The law gives most employees the right not to be unfairly dismissed. You must be able to show, not only that you had good reason to dismiss your employee, but also that you acted fairly in the way in which you handled the dismissal.

You must therefore show that you were lawfully entitled to dismiss the employee and that the dismissal was fair. If not, the employment tribunal may either make an order for reinstatement or re-engagement or award the employee monetary compensation.

Generally an employee must have 2 years' continuous service to be able to pursue a claim for unfair dismissal. If an employee started their employment before this date, then they must have one year's continuous service to be able to pursue a claim for unfair dismissal. However, there are a number of exceptions for which there is no qualifying period.

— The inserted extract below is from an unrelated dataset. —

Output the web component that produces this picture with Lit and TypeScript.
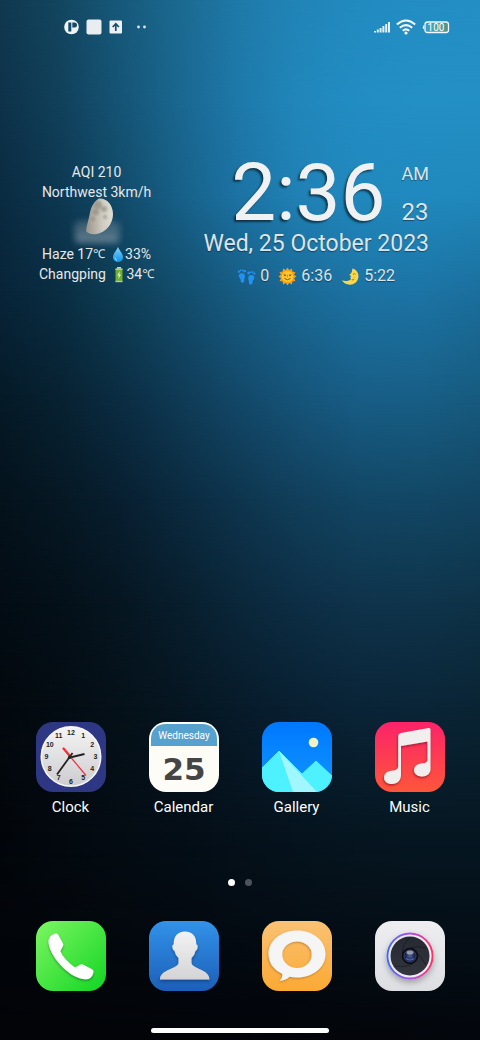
import { LitElement, html, svg, css } from "lit";
import { customElement, property } from "lit/decorators.js";

/* Horizontal colour rows of the wallpaper; each fades into the next one down the screen. */
const WALLPAPER: { at: number; colors: string[] }[] = [
  { at: 0, colors: ["#10384f", "#134660", "#17597b", "#1b6a91", "#1f7aa9", "#2185b8", "#228bc0", "#238ec3", "#238fc4"] },
  { at: 10, colors: ["#0d3249", "#11405b", "#155475", "#1a6790", "#1e79aa", "#2187bb", "#228dc3", "#238fc5", "#238fc4"] },
  { at: 19, colors: ["#0a2b41", "#0d3851", "#124b6a", "#176088", "#1c73a4", "#2081b5", "#2188bd", "#2089be", "#2088bb"] },
  { at: 28, colors: ["#082439", "#0a2e43", "#0e3e56", "#134d6c", "#175d84", "#1a6a96", "#1c73a3", "#1c74a5", "#1b6f9d"] },
  { at: 38, colors: ["#051a27", "#082232", "#0b2d43", "#0f3b56", "#13496a", "#16557b", "#185e87", "#185f87", "#175b7f"] },
  { at: 48, colors: ["#04121c", "#061824", "#081f30", "#0b2a3f", "#0e354e", "#113f5b", "#124664", "#124765", "#124562"] },
  { at: 58, colors: ["#030c14", "#041019", "#061621", "#081e2d", "#0b273a", "#0d2e45", "#0f334b", "#0f344b", "#0e3247"] },
  { at: 68, colors: ["#03090e", "#040c13", "#051119", "#061621", "#071b2a", "#092032", "#0a2437", "#0a2537", "#0a2434"] },
  { at: 80, colors: ["#02060b", "#03090f", "#040c13", "#040e17", "#05111b", "#05141f", "#061621", "#061722", "#061722"] },
  { at: 100, colors: ["#020408", "#020408", "#020409", "#03050a", "#03060c"] },
];

@customElement("wall-paper")
export class WallPaper extends LitElement {
  static styles = css`
    :host { display: grid; }
    .row { grid-area: 1 / 1; }
  `;
  render() {
    return WALLPAPER.map((row, i) => {
      const from = i ? WALLPAPER[i - 1].at : 0;
      const mask = i ? `linear-gradient(to bottom, transparent ${from}%, #000 ${row.at}%)` : "none";
      return html`<div class="row" style="background:linear-gradient(to right, ${row.colors.join(",")});mask-image:${mask}"></div>`;
    });
  }
}

const drop = svg`<svg viewBox="0 0 12 17"><defs><linearGradient id="dr" x2="0" y2="1"><stop stop-color="#7fd3fb"/><stop offset="1" stop-color="#0f92e6"/></linearGradient></defs><path fill="url(#dr)" d="M6 1C7 4 11 7.500 11 11.200A5 5 0 0 1 1 11.200C1 7.500 5 4 6 1z"/><path d="M3 11.500q.2 2.300 2 3" fill="none" stroke="#a9e4ff" stroke-width="1"/></svg>`;
const battery = svg`<svg viewBox="0 0 12 17"><rect x="4" y="1" width="4" height="2" fill="#c9d0d2"/><rect x="2.500" y="2.500" width="7" height="13.500" rx="1" fill="#6fae2f"/><rect x="2.500" y="2.500" width="7" height="1.500" fill="#b8c4b5"/><rect x="2.500" y="14.800" width="7" height="1.400" fill="#b8c4b5"/><path d="M6.500 5 4.400 9.500h1.500L5.400 13 7.900 8.400H6.300z" fill="#f2fadb"/></svg>`;
const feet = svg`<svg viewBox="0 0 20 20"><g fill="#2491ee"><path d="M2 8.200C3.500 5.800 7.300 6 8.200 8.500c.7 2-.6 3.200-.5 5 .1 2-.7 3-2 3s-2-1.200-1.900-2.900C3.900 11.700 1.200 10.600 2 8.200z"/><circle cx="2" cy="5" r="1.200"/><circle cx="3.900" cy="3.600" r="1"/><circle cx="5.700" cy="3.400" r=".9"/><circle cx="8" cy="4.300" r="1.500"/><path d="M18.200 10.200c-1.500-2.400-5.300-2.200-6.200.3-.7 2 .6 3.200.5 5-.1 2 .7 3 2 3s2-1.200 1.900-2.900c-.1-1.900 2.600-3 1.800-5.400z"/><circle cx="18.300" cy="7" r="1.200"/><circle cx="16.400" cy="5.600" r="1"/><circle cx="14.600" cy="5.400" r=".9"/><circle cx="12.300" cy="6.300" r="1.500"/></g></svg>`;
const sun = svg`<svg viewBox="0 0 20 20"><path fill="#fb9c11" d="M10 .5l1.800 2.700L14.600 1.600l.5 3.200 3.300.6-1.500 2.800L19.500 10l-2.600 1.900 1.500 2.800-3.300.5-.5 3.200-2.800-1.600L10 19.500l-1.800-2.700-2.800 1.600-.5-3.200-3.300-.5 1.500-2.800L.5 10l2.600-1.900-1.500-2.700 3.300-.6.5-3.200 2.800 1.600z"/><circle cx="10" cy="10" r="6" fill="#fdc82d"/><path d="M5.500 8.200q1.500-1.200 3 0M11.500 8.200q1.500-1.200 3 0M10 8v2.800" stroke="#d97a10" stroke-width=".8" fill="none"/><circle cx="7.300" cy="9" r=".8" fill="#59341b"/><circle cx="12.700" cy="9" r=".8" fill="#59341b"/><path d="M6.800 12q3.200 3 6.400 0" fill="none" stroke="#8b4a16" stroke-width="1"/></svg>`;
const crescent = svg`<svg viewBox="0 0 20 20"><path fill="#fcd748" d="M12 1.500c4.500 1.300 7 5.300 6.300 9.600-.8 4.600-4.500 7.500-9 7.500C5.500 18.600 2.500 16.800 1 14c3.500 1.200 7.700.7 9.600-1.500l-1.100-1.300 1-.9-.2-1.100-1.800-.8c1.700-1.100 2.700-2.500 2.900-3.400.2-1.200.6-2.300.6-3.500z"/><path d="M12.600 7.700q1.500-1.200 2.800 0M11.300 13.400q1.300.6 2.500-.4" stroke="#8c6413" stroke-width=".9" fill="none"/><circle cx="14" cy="11" r="1" fill="#f5b53b"/></svg>`;

const moonShape = "M29 2.500C37 2 43 9 43 18C43 28 36 36 27 38C21 38.800 17.500 37.500 16 35C16.500 30 18.500 24 19.500 19C20.500 12 24 5 29 2.500z";
const halfMoon = svg`<svg class="moon" viewBox="0 0 54 52">
  <defs>
    <filter id="soft" x="-30%" y="-50%" width="160%" height="200%"><feGaussianBlur stdDeviation="3"/></filter>
    <filter id="crater"><feGaussianBlur stdDeviation="1"/></filter>
    <linearGradient id="mn"><stop stop-color="#99948a"/><stop offset=".6" stop-color="#cfcbc1"/><stop offset="1" stop-color="#e0ddd3"/></linearGradient>
    <linearGradient id="hz" x2="0" y2="1"><stop stop-color="#8b9cab" stop-opacity=".15"/><stop offset="1" stop-color="#9aaab7" stop-opacity=".4"/></linearGradient>
    <clipPath id="mc"><path d=${moonShape}/></clipPath>
  </defs>
  <path filter="url(#soft)" fill="#8798a6" opacity=".4" d="M4 28q8-6 20-2 14-4 26 2v18H5z"/>
  <path fill="url(#mn)" d=${moonShape}/>
  <g clip-path="url(#mc)"><g filter="url(#crater)" fill="#8a867e" opacity=".6"><circle cx="28" cy="9" r="4"/><circle cx="34" cy="13" r="3"/><circle cx="26" cy="16" r="3"/><circle cx="35" cy="21" r="2"/><circle cx="23" cy="23" r="2"/></g></g>
  <path filter="url(#soft)" fill="url(#hz)" d="M6 36q8-5 17 2 12-3 24-1v10H7z"/>
</svg>`;

@customElement("weather-widget")
export class WeatherWidget extends LitElement {
  static styles = css`
    :host { display: block; text-align: center; font-size: 14px; line-height: 20px; color: #e4e8eb; }
    .line { display: flex; justify-content: center; align-items: center; white-space: pre; }
    .line svg { width: 12px; height: 17px; margin: 0 1px 0 4px; }
    .unit { font-size: 12px; }
    .moon { display: block; width: 54px; height: 52px; margin: -6px auto -4px; }
  `;
  render() {
    return html`
      <div class="line">AQI 210</div>
      <div class="line">Northwest 3km/h</div>
      ${halfMoon}
      <div class="line">Haze 17<span class="unit">℃ </span>${drop}33%</div>
      <div class="line">Changping ${battery}34<span class="unit">℃</span></div>
    `;
  }
}

@customElement("clock-widget")
export class ClockWidget extends LitElement {
  static styles = css`
    :host { display: block; color: #dde4ea; text-shadow: 0 1px 1px #0006; }
    .top { display: flex; justify-content: flex-end; gap: 16px; }
    .time { font-size: 80px; line-height: 62px; color: #f0f1f3; text-shadow: -2px 2px 2px #0008; }
    .side { display: flex; flex-direction: column; justify-content: space-between; font-size: 18px; line-height: 24px; }
    .sec { font-size: 24px; }
    .date { font-size: 23px; line-height: 40px; white-space: nowrap; text-align: right; }
    .stats { display: flex; justify-content: center; gap: 9px; font-size: 16px; line-height: 24px; }
    .stat { display: flex; align-items: center; gap: 4px; }
    .stat svg { width: 19px; height: 19px; }
  `;
  render() {
    return html`
      <div class="top">
        <time class="time">2:36</time>
        <div class="side"><span>AM</span><span class="sec">23</span></div>
      </div>
      <div class="date">Wed, 25 October 2023</div>
      <div class="stats">
        <span class="stat">${feet}0</span><span class="stat">${sun}6:36</span><span class="stat">${crescent}5:22</span>
      </div>
    `;
  }
}

const numerals = Array.from({ length: 12 }, (_, i) => {
  const n = i + 1;
  const a = (n * Math.PI) / 6;
  return svg`<text x=${35 + 24.5 * Math.sin(a)} y=${37 - 24.5 * Math.cos(a)}>${n}</text>`;
});

const ICONS: Record<string, unknown> = {
  clock: svg`
    <defs><linearGradient id="cf" x2="0" y2="1"><stop stop-color="#f4f4f4"/><stop offset="1" stop-color="#cdcdd0"/></linearGradient></defs>
    <rect width="70" height="70" rx="17" fill="#2e3783"/>
    <circle cx="35" cy="34.500" r="30.500" fill="#f7f7f7"/><circle cx="35" cy="34.500" r="29" fill="url(#cf)"/>
    <g font-family="Liberation Sans, sans-serif" font-size="7" font-weight="700" text-anchor="middle" fill="#222">${numerals}</g>
    <path d="M32 36 48.500 32" stroke="#222" stroke-width="2"/><path d="M36.500 31 21 52.500" stroke="#222" stroke-width="1.800"/>
    <path d="M27 26 50 53.500" stroke="#f0303a" stroke-width="1.200"/><path d="M27 26l7 8" stroke="#f0303a" stroke-width="2.200"/><circle cx="34" cy="35" r="1.800" fill="#222"/>`,
  calendar: svg`
    <rect width="70" height="70" rx="17" fill="#fdfcf6"/>
    <path d="M2 24V17C2 8 8 2 17 2H53C62 2 68 8 68 17V24z" fill="#57a1ce"/>
    <text x="35" y="17" font-size="10" text-anchor="middle" fill="#fff">Wednesday</text>
    <text x="35" y="58" font-family="DejaVu Sans, sans-serif" font-size="31" font-weight="700" text-anchor="middle" fill="#454545">25</text>`,
  gallery: svg`
    <defs><clipPath id="gc"><rect width="70" height="70" rx="17"/></clipPath><linearGradient id="gb" x2="0" y2="1"><stop stop-color="#0078ff"/><stop offset="1" stop-color="#1196ff"/></linearGradient></defs>
    <g clip-path="url(#gc)"><rect width="70" height="70" fill="url(#gb)"/>
    <path d="M0 46 17 29 40 52 54 39 70 54V70H0z" fill="#4df1ff" stroke="#4df1ff"/><path d="M17 29 55 70H31z" fill="#a1f7ff"/></g>
    <circle cx="51.500" cy="20.500" r="4.800" fill="#eff3c6"/>`,
  music: svg`
    <defs><linearGradient id="mb" x2="0" y2="1"><stop stop-color="#fc2369"/><stop offset="1" stop-color="#fe563a"/></linearGradient><filter id="ms"><feDropShadow dx="-.5" dy="1.500" stdDeviation="1.200" flood-color="#7a0020" flood-opacity=".6"/></filter></defs>
    <rect width="70" height="70" rx="17" fill="url(#mb)"/>
    <path filter="url(#ms)" fill="#f1eeee" d="M26 11 53.500 6q2-.4 2 1.500V47c0 4.500-3.500 7.500-8.500 7.500-4.500 0-8-2.500-8-6.200 0-4 3.200-6.300 7.300-6.800 4-.3 6.200-1 6.200-4V19.500L26 24V53c0 5-3.600 9-9 9-4.700 0-8-2.600-8-6.300 0-4 3.200-6.500 7.500-6.900 4-.3 6.700-1.200 6.700-5V14.500c0-2 .8-3.100 2.800-3.500z"/>`,
  phone: svg`
    <defs><linearGradient id="pb" x2="1" y2="1"><stop stop-color="#7df663"/><stop offset="1" stop-color="#12d522"/></linearGradient><filter id="ps"><feDropShadow dx="0" dy="1.500" stdDeviation="1" flood-color="#064d09" flood-opacity=".5"/></filter></defs>
    <rect width="70" height="70" rx="17" fill="url(#pb)"/>
    <path filter="url(#ps)" fill="#fff" d="M19 12.500Q21 12 22.200 13.800L27 22.500Q27.800 24 26.800 25.500L24.300 30Q25.500 34 30 38.800Q35 44 39 46.500L44.500 43.500Q45.500 43 46.800 43.500L56.500 48.500Q58.300 50 57.200 52.500Q55.500 57.500 51 58.300C43 59 33 53 25 44.500C17 36 12 26 12.500 19.500Q13 14.500 19 12.500z"/>`,
  contacts: svg`
    <defs><linearGradient id="kb" x2="0" y2="1"><stop stop-color="#3292e9"/><stop offset="1" stop-color="#1c5fb8"/></linearGradient><linearGradient id="kp" x2="0" y2="1"><stop stop-color="#f2f2f3"/><stop offset="1" stop-color="#d4d4d6"/></linearGradient><filter id="ks"><feDropShadow dx="0" dy="2" stdDeviation="1.800" flood-color="#04204d" flood-opacity=".45"/></filter></defs>
    <rect width="70" height="70" rx="17" fill="url(#kb)"/>
    <path filter="url(#ks)" fill="url(#kp)" d="M36 10.500C43.500 10.500 47.500 15.500 47.300 23.500Q49 23.500 48.600 26.500Q48.200 29.300 46.700 29.500Q45.800 34 42.500 37V42C44 48.500 60.500 48 60.500 58.500H11C11 48 28 48.500 29.500 42V37Q26.200 34 25.300 29.500Q23.800 29.300 23.400 26.500Q23 23.500 24.700 23.500C24.500 15.500 28.500 10.500 36 10.500z"/>`,
  messages: svg`
    <defs><linearGradient id="eb" x2="0" y2="1"><stop stop-color="#fac274"/><stop offset="1" stop-color="#fba933"/></linearGradient><filter id="es"><feDropShadow dx="-.5" dy="1" stdDeviation="1" flood-color="#8a4c00" flood-opacity=".5"/></filter></defs>
    <rect width="70" height="70" rx="17" fill="url(#eb)"/>
    <path filter="url(#es)" fill="#f5f5f5" fill-rule="evenodd" d="M35 9.500C51 9.500 63.500 19.500 63.500 33C63.500 46.500 51 56.500 35 56.500Q31 56.500 27.500 55.800Q24 59.500 17.500 59.800Q20.500 57 20.500 53C12 49 6.500 42 6.500 33C6.500 19.500 19 9.500 35 9.500zM35 20.500A14.700 13.200 0 1 0 35 46.900A14.700 13.200 0 1 0 35 20.500z"/>`,
  camera: svg`
    <defs><linearGradient id="vb" x2="0" y2="1"><stop stop-color="#eeeef1"/><stop offset="1" stop-color="#dcdee2"/></linearGradient>
    <linearGradient id="vr"><stop stop-color="#3b6bff"/><stop offset=".5" stop-color="#b14fe9"/><stop offset="1" stop-color="#fb3361"/></linearGradient>
    <linearGradient id="vd" x2="0" y2="1"><stop stop-color="#252932"/><stop offset="1" stop-color="#34363e"/></linearGradient>
    <radialGradient id="vl"><stop stop-color="#4a5f9f"/><stop offset=".5" stop-color="#222c52"/><stop offset=".75" stop-color="#10121c"/><stop offset="1" stop-color="#08090d"/></radialGradient><filter id="vs" x="-30%" y="-30%" width="160%" height="160%"><feDropShadow dx="0" dy="3" stdDeviation="3" flood-opacity=".3"/></filter></defs>
    <rect width="70" height="70" rx="17" fill="url(#vb)"/>
    <circle filter="url(#vs)" cx="35" cy="35" r="23.500" fill="url(#vr)"/><circle cx="35" cy="35" r="21.600" fill="#ececf0"/>
    <circle cx="35" cy="35" r="19.500" fill="url(#vd)"/>
    <path d="M35 16Q27 24 27.500 32M51 27Q42 24 35 27M51 44Q47 37 42 32M20 45Q30 47 38 43" fill="none" stroke="#12141a" stroke-width=".6"/>
    <circle cx="35" cy="35" r="8.300" fill="url(#vl)"/><circle cx="35" cy="35" r="6" fill="none" stroke="#45538a" stroke-width=".7"/>
    <ellipse cx="35" cy="31.500" rx="3.500" ry="2" fill="#c2c2ce" opacity=".7"/><path d="M31 37.500q4 3 8 0" stroke="#4d66c4" stroke-width="1.200" fill="none"/>`,
};

@customElement("app-icon")
export class AppIcon extends LitElement {
  @property() icon = "";
  @property() name = "";
  @property({ type: Boolean }) labelled = false;
  static styles = css`
    :host { display: flex; justify-content: center; }
    .app { display: flex; flex-direction: column; align-items: center; gap: 4px; padding: 0; border: 0; background: none; color: #fff; font: inherit; font-size: 15px; line-height: 23px; cursor: pointer; }
    .art { display: block; width: 70px; height: 70px; }
  `;
  render() {
    return html`<button class="app" aria-label=${this.name}>
      <svg class="art" viewBox="0 0 70 70" aria-hidden="true">${ICONS[this.icon]}</svg>
      ${this.labelled ? html`<span>${this.name}</span>` : ""}
    </button>`;
  }
}

@customElement("status-bar")
export class StatusBar extends LitElement {
  static styles = css`
    :host { display: flex; justify-content: space-between; align-items: center; height: 16px; padding: 19px 30px 0 64px; }
    .group { display: flex; align-items: center; gap: 7px; }
    .group.system { gap: 6px; }
    svg { display: block; height: 16px; }
  `;
  render() {
    return html`
      <div class="group">
        <svg width="15" viewBox="0 0 15 16"><circle cx="7.500" cy="8" r="7.300" fill="#f0f3f5"/><path d="M4.300 3.500h3v9h-3z" fill="#15496a"/><path d="M8.300 3.500h2.200a2.400 2.400 0 0 1 0 5H8.300z" fill="#15496a"/></svg>
        <svg width="16" viewBox="0 0 16 16"><rect x=".5" y=".5" width="15" height="15" rx="2" fill="#e9edf1"/></svg>
        <svg width="14" viewBox="0 0 14 16"><rect x=".5" y="1.500" width="12.500" height="13" rx="1" fill="#eef1f4"/><path d="M6.800 12V5M3.700 8 6.800 4.800 9.900 8" fill="none" stroke="#165174" stroke-width="1.700"/></svg>
        <svg width="26" viewBox="0 0 26 16"><circle cx="8.500" cy="8" r="1.400" fill="#dfe8ee"/><circle cx="14.500" cy="8" r="1.400" fill="#dfe8ee"/></svg>
      </div>
      <div class="group system">
        <svg width="16" viewBox="0 0 16 16"><path d="M1 13.500v-1.500M3.800 13.500v-3M6.600 13.500V9M9.400 13.500V7M12.200 13.500V5M15 13.500V3" stroke="#e4f1f8" stroke-width="2"/></svg>
        <svg width="20" viewBox="0 0 20 16"><g fill="none" stroke="#f4fafd" stroke-width="2"><path d="M.8 5.500Q10-2.500 19.200 5.500"/><path d="M3.800 8.800Q10 3.400 16.200 8.800"/><path d="M6.700 11.800Q10 9 13.300 11.800"/></g><circle cx="10" cy="14" r="1.600" fill="#f4fafd"/></svg>
        <svg width="28" viewBox="0 0 28 16"><defs><linearGradient id="bt"><stop stop-color="#3f9bc6"/><stop offset=".65" stop-color="#4fa398"/><stop offset="1" stop-color="#5d8a7a"/></linearGradient></defs><rect x="3" y="3" width="23.500" height="10.500" rx="2.500" fill="url(#bt)" stroke="#eff8fc" stroke-width="1.300"/><path d="M2.200 6v4.500Q.8 10.200.8 8.200T2.200 6z" fill="#eff8fc"/><text x="14" y="12" text-anchor="middle" font-size="10" fill="#fff">100</text></svg>
      </div>
    `;
  }
}

@customElement("app-root")
export class AppRoot extends LitElement {
  static styles = css`
    :host { display: grid; min-height: 100vh; font-family: Roboto, "Noto Sans", sans-serif; overflow: hidden; background: #020409; }
    wall-paper, .screen { grid-area: 1 / 1; }
    .screen { display: flex; flex-direction: column; min-width: 0; z-index: 1; }
    .widgets { display: flex; justify-content: space-between; align-items: flex-start; padding: 127px 51px 0 39px; }
    .apps { display: grid; grid-template-columns: repeat(4, 1fr); padding: 0 14px; margin-top: auto; }
    .pages { display: flex; justify-content: center; gap: 10px; padding: 60px 0 35px; }
    .page { width: 7px; height: 7px; border-radius: 50%; background: #4c535b; }
    .page.current { background: #fff; }
    .dock { margin-top: 0; }
    .home { width: 37%; height: 5px; margin: 37px auto 7px; border-radius: 3px; background: #fff; }
  `;
  render() {
    return html`
      <wall-paper></wall-paper>
      <main class="screen">
        <status-bar></status-bar>
        <section class="widgets">
          <weather-widget></weather-widget>
          <clock-widget></clock-widget>
        </section>
        <nav class="apps" aria-label="Apps">
          <app-icon icon="clock" name="Clock" labelled></app-icon>
          <app-icon icon="calendar" name="Calendar" labelled></app-icon>
          <app-icon icon="gallery" name="Gallery" labelled></app-icon>
          <app-icon icon="music" name="Music" labelled></app-icon>
        </nav>
        <div class="pages"><span class="page current"></span><span class="page"></span></div>
        <nav class="apps dock" aria-label="Dock">
          <app-icon icon="phone" name="Phone"></app-icon>
          <app-icon icon="contacts" name="Contacts"></app-icon>
          <app-icon icon="messages" name="Messages"></app-icon>
          <app-icon icon="camera" name="Camera"></app-icon>
        </nav>
        <div class="home"></div>
      </main>
    `;
  }
}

If an employee considers that they have been unfairly dismissed, they will be entitled to bring a claim before an Employment Tribunal and apply for reinstatement, re-engagement or compensation.

The burden of proof

Usually the burden of proving that the dismissal was fair lies with the employer. To successfully resist a claim the employer will have to show that:

  • the reason for the dismissal was a fair one;
  • the employer acted reasonably in the way the dismissal was carried out.

For a dismissal to be held to be fair, an employer must show that the reason for dismissal fell within one or more of the following categories:

  • Capability or qualifications of the employee
  • Conduct of the employee
  • Redundancy
  • The employment could not continue without a breach of a statutory duty or restriction
  • There was some other substantial reason justifying dismissal

The employer must also show that it acted reasonably in treating one of the above reasons as a ground for dismissal.